The terms of the MOU as well as the deposition testimony of Panitz demonstrate that in settlement of the claims between them plaintiff and Panitz agreed to a payment to Panitz contingent upon the outcome of the counterclaims. Were Panitz merely an uninterested witness the MOU would violate public policy as the payment of his legal fees is contingent upon the outcome of the litigation between plaintiffs and movant.
However, the court agrees with the plaintiff that MOU does not violate either the disciplinary rule or public policy. This court prefaces its analysis by observing that payments to participants in the judicial process contingent upon the outcome of a case are always subject to scrutiny and should be avoided so as not to create any appearance of impropriety. Caldwell, 20 NY3d at 370. The Second Department's decision in Caldwell provides useful guidance in resolving the issue raised by the movants. The disciplinary rule as well as the public policy prohibition apply to "a witness who is not interested in the result of the controversy." The Court therefore recognized the inapplicability of the rule to a party who testifies as parties by definition have an interest in the litigation and stand to [*4]benefit from a successful conclusion in their favor. When a party to the litigation testifies the factfinder presumptively understands and views the testimony through the prism of the party's apparent self-interest. If the law were to bar party testimony because a party stands to benefit only from a successful outcome to the litigation in its favor then parties would never be permitted to testify in support of their own case.
The critical distinction in this case is that Panitz is a party to the action. Counsel to Panitz was relieved on the grounds that Panitz could no longer pay his legal fees. Thus a settlement pursuant to which Panitz had his legal fees reimbursed only upon a successful conclusion to the litigation in favor of the plaintiff does not implicate ethical concerns because Panitz had cross-claims against the movants, his fellow defendants. That is, Panitz was already in an adverse position to the movants even though they were all co-defendants. As part of the MOU, Panitz assigned to plaintiff his cross-claims against the movants. Thus Panitz and the plaintiff had an alignment of interests; to the extent that Panitz's cross-claims against the movants were successful they would act as an offset to any award the movants were to obtain on their counterclaims against the plaintiff. To the extent Panitz's cross-claims proved to be meritorious, by eliminating any amount adjudicated to be owed by plaintiff to movants, Panitz's unpaid legal expenses would be reimbursed. This is a logical, if unorthodox, qualification by the plaintiff to insure that it received the contemplated consideration in exchange for its agreement to settle its claims against Panitz by discontinuing the action against him.

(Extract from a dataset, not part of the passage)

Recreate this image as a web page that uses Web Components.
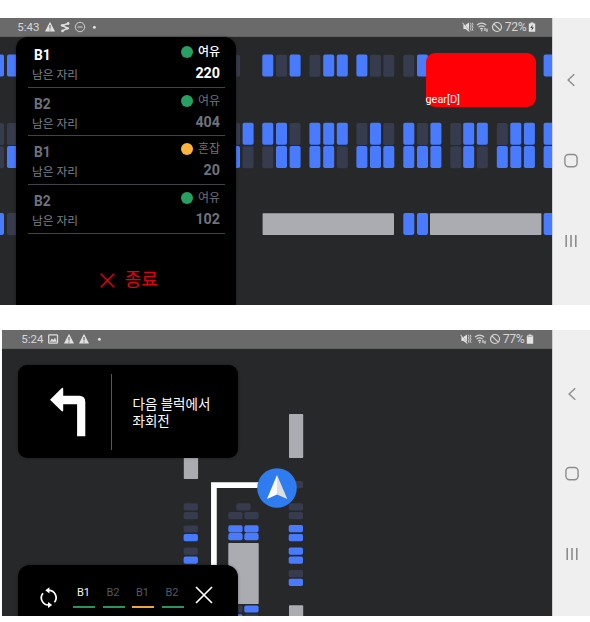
<!DOCTYPE html>
<html lang="ko">
<head>
<meta charset="utf-8">
<title>Parking navigation</title>
<style>
body{margin:0;padding-top:18px;background:#fff;font-family:Roboto,"Noto Sans CJK KR",sans-serif;display:flex;flex-direction:column;gap:25px;height:622px;box-sizing:border-box;overflow:hidden}
device-screen{flex:none}
device-screen.second{margin-left:2px;--nav-top:24px;--nav-step:80px;--nav-shift:1px}
.second status-bar{--bar-left:19.3px;--bar-right:18px;--icon-gap:3.8px;--icon-start:2.6px}
</style>
</head>
<body>
<device-screen style="height:287px">
  <status-bar slot="status" time="5:43" icons="warn bolt minus dot" battery="72%" cell="charge"></status-bar>
  <parking-map slot="map" plan="lot"></parking-map>
  <floor-list slot="overlay">
    <floor-row name="B1" state="여유" seats="220" active></floor-row>
    <floor-row name="B2" state="여유" seats="404"></floor-row>
    <floor-row name="B1" state="혼잡" seats="20" busy></floor-row>
    <floor-row name="B2" state="여유" seats="102"></floor-row>
  </floor-list>
  <gear-badge slot="overlay">gear[D]</gear-badge>
</device-screen>
<device-screen class="second" style="height:286px">
  <status-bar slot="status" time="5:24" icons="image warn warn dot" battery="77%" cell="full"></status-bar>
  <parking-map slot="map" plan="route"></parking-map>
  <turn-card slot="overlay">다음 블럭에서<br>좌회전</turn-card>
  <floor-dock slot="overlay">
    <floor-tab active>B1</floor-tab><floor-tab>B2</floor-tab><floor-tab busy>B1</floor-tab><floor-tab>B2</floor-tab>
  </floor-dock>
</device-screen>

<script>
function define(name, render) {
  customElements.define(name, class extends HTMLElement {
    constructor() { super(); this.attachShadow({ mode: 'open' }); }
    connectedCallback() { this.shadowRoot.innerHTML = render(this); }
  });
}

define('nav-rail', () => `
<style>
:host{display:flex;flex-direction:column;width:38px;background:#efefef;padding-top:calc(var(--nav-top,22px) + 31px);box-sizing:border-box;box-shadow:inset 1px 0 #d0d0d0}
svg{display:block;flex:none;width:18px;height:18px;margin:0 0 calc(var(--nav-step,80.5px) - 18px) calc(10px + var(--nav-shift,0px));fill:none;stroke:#8d8d8d;stroke-width:1.4}
</style>
<svg viewBox="0 0 18 18"><path d="M12.3 3.2 6.1 9l6.2 5.8"/></svg>
<svg viewBox="0 0 18 18"><rect x="2.9" y="2.5" width="12.2" height="12.2" rx="3.6"/></svg>
<svg viewBox="0 0 18 18"><path d="M4.2 3v12M9 3v12M13.8 3v12" stroke-width="1.6"/></svg>`);

define('device-screen', () => `
<style>
:host{display:flex;overflow:hidden}
main{flex:1;display:flex;flex-direction:column;background:#27282a;min-width:0}
.canvas{position:relative;flex:1;min-height:0}
</style>
<main><slot name="status"></slot><div class="canvas"><slot name="map"></slot><slot name="overlay"></slot></div></main>
<nav-rail></nav-rail>`);

const icons = {
  warn: '<svg width="12" height="12" viewBox="0 0 12 12"><path d="M6 .8 11 10.6H1z" fill="#e2e2e2"/><path d="M6 4v3.4M6 8.4v1.2" stroke="#686868" stroke-width="1.2"/></svg>',
  bolt: '<svg width="12" height="12" viewBox="0 0 12 12" fill="none" stroke="#dedede" stroke-width="1.6"><path d="M9.3 2.5 3.2 4.5l5.4 2.8-5.3 2.6"/><g fill="#dedede" stroke="none"><circle cx="9.1" cy="2.5" r="1.4"/><circle cx="3.4" cy="4.5" r="1.4"/><circle cx="8.4" cy="7.3" r="1.4"/><circle cx="3.5" cy="9.9" r="1.3"/></g></svg>',
  minus: '<svg width="12" height="12" viewBox="0 0 12 12" fill="none" stroke="#cfcfcf"><circle cx="6" cy="6" r="4.7"/><path d="M3.3 6h5.4"/></svg>',
  image: '<svg width="12" height="12" viewBox="0 0 12 12"><rect x="1.7" y="1.9" width="8.8" height="8.3" rx=".8" fill="none" stroke="#dedede" stroke-width="1.3"/><path d="m2.8 8.8 2-3.3 1.5 1.6 1.7-2.4 1.8 4.1z" fill="#dedede"/></svg>',
  dot: '<svg width="8" height="12" viewBox="0 0 8 12"><circle cx="5.4" cy="6.2" r="1.5" fill="#dedede"/></svg>'
};
define('status-bar', el => `
<style>
:host{display:flex;align-items:center;flex:none;height:19px;box-sizing:border-box;background:#6a6a6a;border-bottom:1px solid #5f6060;color:#d6d6d6;font-size:11.5px;line-height:18px;padding:0 var(--bar-right,16px) 0 var(--bar-left,17.3px)}
span{width:23px;white-space:nowrap}
.l{display:flex;gap:var(--icon-gap,3.2px);flex:1;margin-left:var(--icon-start,3.5px)}
.r{display:flex;gap:2px;margin-right:2px}
b{font-weight:400;font-size:12.2px;width:23.3px;white-space:nowrap;letter-spacing:-.3px}
svg{display:block}
</style>
<span>${el.getAttribute('time')}</span>
<div class="l">${el.getAttribute('icons').split(' ').map(n => icons[n]).join('')}</div>
<div class="r">
<svg width="12" height="12" viewBox="0 0 12 12"><path d="M1.4 4h2L7 1.6v8.8L3.4 8h-2z" fill="#e0e0e0"/><path d="m1 1.4 6.6 8.8" stroke="#6a6a6a" stroke-width=".6"/><path d="m.6 1.8 6.6 8.8" stroke="#e0e0e0"/><path d="m8.3 1.8.8 1.5-.8 1.5.8 1.5-.8 1.5.8 2M10.2 1.8l.8 1.5-.8 1.5.8 1.5-.8 1.5.8 2" fill="none" stroke="#d6d6d6" stroke-width=".9"/></svg>
<svg width="13" height="12" viewBox="0 0 13 12" fill="none" stroke="#d3d3d3" stroke-width="1.2"><path d="M1 4q4.6-3.8 9.2 0M2.6 6.1q3-2.5 6 0M4.2 8q1.4-1.2 2.8 0"/><path d="M5.7 8.4v1.8M9 7v3M11 7.8v3" stroke-width="1.3"/></svg>
<svg width="12" height="12" viewBox="0 0 12 12" fill="none" stroke="#d8d8d8" stroke-width="1.2"><circle cx="6" cy="6" r="4.5"/><path d="m2.8 2.8 6.4 6.4"/></svg>
</div>
<b>${el.getAttribute('battery')}</b>
<svg width="8" height="12" viewBox="0 0 8 12"><path d="M2.5 1.4h3v1.2H7.2v8.2H.8V2.6h1.7z" fill="#e4e4e4"/>${el.getAttribute('cell') === 'charge' ? '<path d="M4.7 3.6 2.3 7H4l-.6 2.7L5.9 6.4H4.2z" fill="#3c3c3c"/>' : '<path d="M1.7 3.4h4.6" stroke="#aaa"/>'}</svg>`);

/* Parking bays: b = free, d = taken, g = structure */
const rect = (x, y, w, h, k) => `<rect x="${x}" y="${y}" width="${w}" height="${h}" rx="${k === 'g' ? .8 : 1.8}" class="${k}"/>`;
function lotPlan() {
  const xs = [-7, 7, 229, 242.6, 262.3, 276, 289.6, 309.4, 323.2, 336.8, 356.4, 370, 383.3, 403.3, 417, 430.4, 450.3, 463.2, 476.8, 496.8, 510.3, 523.9, 543.6];
  const rows = [
    [17.6, 'bbd.bdbdbbbdddb.......b'],
    [85.8, 'dddbbbdbbbdbdbdbdbbdbbb'],
    [109.1, 'dbbddbbbbdbbbbbbdbdbbbb'],
    [175.9, 'bd...........bb.......b']
  ];
  const bays = rows.map(([y, p]) => [...p].map((k, i) => k === '.' ? '' : rect(xs[i], k === 'd' ? y + .2 : y, 11, 22, k)).join('')).join('');
  return bays + rect(262.6, 176.3, 131.4, 21.7, 'g') + rect(430, 176.3, 111.4, 21.7, 'g');
}
function routePlan() {
  const col = (x, list) => list.map(([y, k]) => rect(x, y - 349, 14.3, 7.2, k)).join('');
  return rect(181.8, 100, 14.3, 30, 'g') + rect(287, 65, 14.2, 44, 'g') + rect(226.3, 194, 30.4, 61, 'g') + rect(287, 256.3, 14.2, 14, 'g')
    + col(181.6, [[503.2, 'd'], [512, 'd'], [525.4, 'd'], [534, 'b'], [547.6, 'd'], [556.6, 'b']])
    + col(234.3, [[503.2, 'd']])
    + col(226.3, [[512, 'd'], [525.2, 'b'], [533.1, 'b'], [605.4, 'd'], [614.3, 'b']])
    + col(242.3, [[512, 'd'], [525.2, 'b'], [533.1, 'b'], [605.4, 'b'], [614.3, 'd']])
    + col(286.7, [[481, 'd'], [503.2, 'd'], [512, 'd'], [525, 'b'], [534, 'b'], [547.5, 'b'], [556.5, 'b'], [570, 'd'], [578.8, 'b']])
    + `<path d="M211.9 236V136.1H270" fill="none" stroke="#fff" stroke-width="5.7"/>
       <circle cx="275" cy="139" r="19.8" fill="#2f7cf0"/>
       <path d="M275 126 265 150l10-4.5z" fill="#fff"/><path d="M275 126l10.3 24-10.3-4.5z" fill="#dedee0"/>`;
}
define('parking-map', el => `
<style>:host{display:block;height:100%}svg{display:block;width:100%;height:100%;overflow:hidden}.b{fill:#487bff}.d{fill:#373b4e}.g{fill:#abacb2}</style>
<svg>${el.getAttribute('plan') === 'lot' ? lotPlan() : routePlan()}</svg>`);

define('floor-list', () => `
<style>
:host{position:absolute;left:16px;top:0;bottom:0;width:220px;box-sizing:border-box;background:#000;border-radius:12px 12px 0 0;padding:2px 11.5px 0 12px;display:flex;flex-direction:column;box-shadow:0 0 3px #0006}
.end{display:flex;align-items:center;justify-content:center;color:#e6000f;font-size:18px;line-height:26px;gap:10px;margin-top:33px;padding-left:5px}
svg{display:block;margin-top:2px}
</style>
<slot></slot>
<div class="end"><svg width="15" height="15" viewBox="0 0 15 15" stroke="#e6000f" stroke-width="1.5"><path d="M.8.8l13.4 13.4M14.2.8.8 14.2"/></svg>종료</div>`);

define('floor-row', el => {
  const on = el.hasAttribute('active');
  return `
<style>
:host{display:grid;grid-template-columns:1fr auto;height:48.7px;flex:none;box-sizing:border-box;border-bottom:1.2px solid #42434a;padding:4px 4.5px 0 4px;grid-template-rows:20px 22px;color:${on ? '#fff' : '#6e727d'}}
div{white-space:nowrap}
.n{font-weight:700;font-size:13.8px;line-height:25px;padding-left:2px}
.s{display:flex;gap:4.5px;font-size:12px;font-weight:${on ? 500 : 400};line-height:19.5px;justify-content:flex-end}
.s i{width:12px;height:12px;border-radius:50%;background:${el.hasAttribute('busy') ? '#ffb43e' : '#28a063'};margin-top:3px}
.k{font-size:11.7px;line-height:25px;color:#7d808a}
.v{font-size:14.3px;font-weight:700;text-align:right;line-height:21px}
</style>
<div class="n">${el.getAttribute('name')}</div><div class="s"><i></i>${el.getAttribute('state')}</div>
<div class="k">남은 자리</div><div class="v">${el.getAttribute('seats')}</div>`;
});

define('gear-badge', () => `
<style>:host{position:absolute;left:425.5px;top:16px;width:110.3px;height:54px;border-radius:9px;background:#ff0007;display:flex;align-items:flex-end;color:#fff;font-size:10.9px;line-height:14px}</style>
<span><slot></slot></span>`);

define('turn-card', () => `
<style>
:host{position:absolute;left:16px;top:16px;width:220px;height:93px;background:#000;border-radius:9px;display:flex;align-items:center;color:#fff;font-size:13.5px;line-height:16.7px;box-shadow:0 0 3px #0005}
svg{display:block;width:93px;height:93px}
.rule{width:1px;height:76px;background:#55565c}
p{margin:3px 0 0 20.5px;white-space:nowrap}
</style>
<svg viewBox="0 0 93 93"><path d="M32 34.8 43.6 23.3q1.6-1.3 1.6 1v6.4H61q6.3 0 6.3 6.3v34.2h-8.2V39.3H45.2v6.2q-.4 1.7-1.7.6z" fill="#fff"/></svg>
<div class="rule"></div><p><slot></slot></p>`);

define('floor-dock', () => `
<style>
:host{position:absolute;left:16px;bottom:0;width:220px;height:51.5px;box-sizing:border-box;background:#000;border-radius:12px 12px 0 0;display:flex;align-items:flex-start;padding:20px 0 0 20px;box-shadow:0 0 3px #0005}
.tabs{display:flex;gap:7.5px;margin:-.6px 11.5px 0 13px}
svg{display:block}
.x{margin-top:1px}
</style>
<svg width="22" height="24" viewBox="0 0 22 24" fill="none" stroke="#fff" stroke-width="1.7"><path d="M11 5.4A7.2 7.2 0 0 1 16.4 17.2M10.3 20A7.2 7.2 0 0 1 5 8.2"/><path d="M11.4 2.2v6.2L7.3 5.3zM10 16.9v6.2l4.2-3.1z" fill="#fff" stroke="none"/></svg>
<div class="tabs"><slot></slot></div>
<svg class="x" width="18" height="18" viewBox="0 0 18 18" stroke="#fff" stroke-width="1.7"><path d="M1 1l16 16M17 1 1 17"/></svg>`);

define('floor-tab', el => `
<style>:host{display:block;width:22px;box-sizing:border-box;padding-right:1px;text-align:center;font-size:11px;line-height:17px;height:24.5px;border-bottom:2.2px solid ${el.hasAttribute('busy') ? '#f0a53c' : '#28955f'};color:${el.hasAttribute('active') ? '#f4f4f4' : '#555960'}}</style>
<slot></slot>`);
</script>
</body>
</html>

As stated by the Court of Appeals, "[a] line must therefore be drawn between compensation that enhances the truth seeking process by easing the burden of testifying witnesses, and compensation that serves to hinder the truth seeking process because it tends to influence' witnesses to remember' things in a way favorable to the side paying them." Caldwell, 20 NY3d at 371 (citation omitted). In this case, the MOU has facilitated settlement of some of the claims in this action without implicating the concerns of undue influence upon a non-party witness. As Panitz is a party to this action with claims against the movants, the MOU does not violate either the disciplinary rule or common law public policy. As stated by the Court in considering an analogous type of settlement agreement in a multi-defendant context When entered into between a plaintiff and a defendant in a single-defendant trial, the high-low agreement affords the parties a means of tempering the significant risks associated with proceeding to trial. In a multi-defendant litigation, however, a high-low agreement between a plaintiff and fewer than all defendants has the potential [*5]of prejudicing the rights of the nonagreeing defendant if all parties are not apprised of the agreement's existence. Indeed, courts and commentators alike have acknowledged that secretive agreements may result in prejudice to the nonagreeing defendant at trial, distort the true adversarial nature of the litigation process, and cast a cloud over the judicial system.
* * * To ensure that all parties to a litigation are treated fairly, we hold that whenever a plaintiff and a defendant enter into a high-low agreement in a multi-defendant action which requires the agreeing defendant to remain a party to the litigation, the parties must disclose the existence of that agreement and its terms to the court and the nonagreeing defendant(s). This result strikes a proper balance between this State's public policy of encouraging the expeditious settlement of claims, and the need to ensure that all parties to a litigation are apprised of the true posture of the litigation so they may tailor their strategy accordingly. Disclosure provides a nonagreeing defendant a meaningful opportunity to place on the record how it intends to use the agreement at trial, if at all, and affords the trial court an opportunity to weigh the interests of all the parties in considering the extent to which an agreement may be utilized in that forum. Of course, the determinations as to what effect, if any, the existence of the agreement will have at trial, including whether such an agreement should be disclosed to the jury, are matters that lie within the sound discretion of the trial court.
In re Eighth Judicial Dist. Asbestos Litigation, 8 NY3d 717, 721-723 (2007). The Court importantly recognized that "it is not uncommon for a plaintiff to have a financial incentive to maximize the liability of one particular defendant in a multi-defendant action" and that fact alone did not overcome the strong public policy favoring settlement. Id. at 722.
The MOU constitutes a settlement agreement and therefore is favored. As the signatories to that agreement are parties to this action there is no ethical bar to the contingency clause at issue here. Nor have the movants demonstrated how Panitz's testimony would be influenced in a manner contrary to his current adversarial position by the terms of the agreement.
The court notes that the agreement was properly disclosed and whether and what effect its possible introduction at trial may have is not decided herein as that issue is not yet ripe for [*6]determination.
Accordingly, it is
ORDERED that the motion is DENIED.
This is the decision and order of the court.